思うにその理由は善人役ばかりだったからではないかと。「コンラック先生」「オデッサ・ファイル」「帰郷」「チャンプ」・・・。良い映画なのですが、どれも正義と善意と愛情と・・で何か喰い足りない感じ。

まさか悪役でここまで弾けるとは・・。

アナコンダ(1997年/ルイス・ロッサ監督)

幻の民族を求めて船でアマゾンに分け入る人類学者(エリック・ストルツ)と撮影クルー(ジェニファー・ロペスアイス・キューブその他)。

途中、エンジントラブルで難儀していた男サローン(ジョン・ヴォイト)を拾うのですが、これが悪魔よりタチの悪い厄ネタ野郎。

アマゾンには詳しいと、ガイド役を買って出て、支流から支流へ進路を変えつつ、徐々に船の実権を掌握。

彼の狙いは巨大アナコンダの生け捕り。
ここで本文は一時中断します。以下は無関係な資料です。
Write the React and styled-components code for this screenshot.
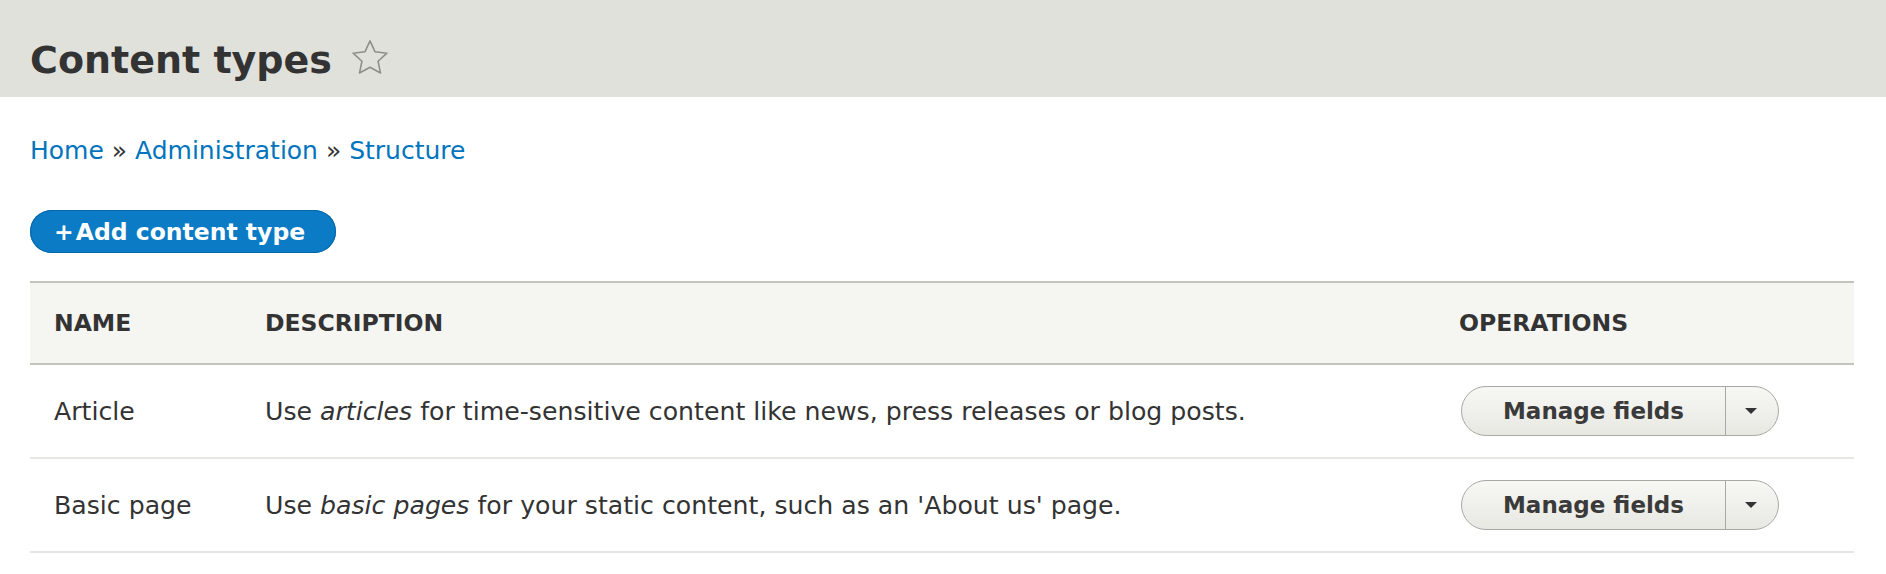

船の乗組員は“撒き餌”です。

アナコンダのCGは今観るとかなりショボく、人間対モンスターの攻防だけで話を引っ張るのはちょっと難。

そこで、蛇より恐ろしい奴を人間側に紛れ込ませる策に出た訳ですが、ジョン・ヴォイトがここにドンピシャ。生理的な気色悪さもアナコンダに引けをとりません。

飲み込まれ、半消化状態で吐き出されてもジェニファー・ロペスにウィンクする事を忘れない礼儀正しい悪党です。

オープニングでダニー・トレホがちょびっと登場してB級の誉れを上塗りしています。